Citrus industry’s future leaders to be biosecurity-aware
SCHOOL students across Australia have been busy learning how to maintain a biosecurity-conscious citrus industry.
Through their online initiative Primezone, The Primary Industries Education Foundation Australia (PIEFA) has created and made accessible nationally a number of educational resources that help primary and secondary students to develop an understanding of the Australian agricultural industry. Among these resources is a Citrus Biosecurity package.
Targeting students in years 7 to 10, the citrus packages aim to raise students’ awareness of the importance of plant biosecurity and integrated pest management for the citrus industry. The resources explore what biosecurity means, the science behind it, and the contribution that it makes to business along the entire length of the supply chain.

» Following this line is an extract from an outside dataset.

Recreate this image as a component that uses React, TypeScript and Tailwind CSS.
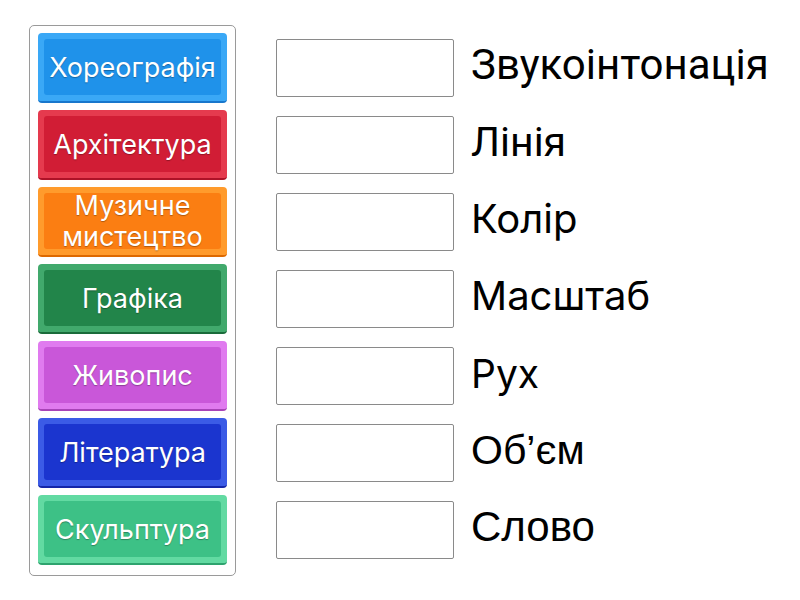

Ben Stockwin, Chief Executive Officer of PIEFA, said that raising awareness about agriculture doesn’t just mean learning about on-farm production.
“We want every student to be aware of all aspects of the food, fibre and production sector — the entire industry, not just the farm supplier,” he said.
“Students should be aware that biosecurity isn’t just important internationally, but also state-to-state.”
The resource was only made available last year; however, it has already been downloaded and used by teachers over four hundred times.
Hilary Salmon, science teacher at Manning Primary School in Perth, believes the resource creates a powerful and engaging learning environment for her students.
“The best science lessons are real-world and hands-on. As a bonus, student performance increases when they are interested,” she said.
The Citrus Biosecurity package includes teacher guides and animated PowerPoint presentations and is designed to integrate with the rest of the students’ curriculum.
According to Ms Salmon, “learning about why food and fibre needs protection and better understanding the food supply chain has given students rich experiences across different learning areas; not just sciences, but maths, English, technologies and even the origin of pests through the history curriculum.”
Mr Stockwin has high hopes for the impact of the program.
“By raising awareness and creating interest, hopefully we’ve got the next generation of biosecurity-aware industry leaders in our classrooms,” he said.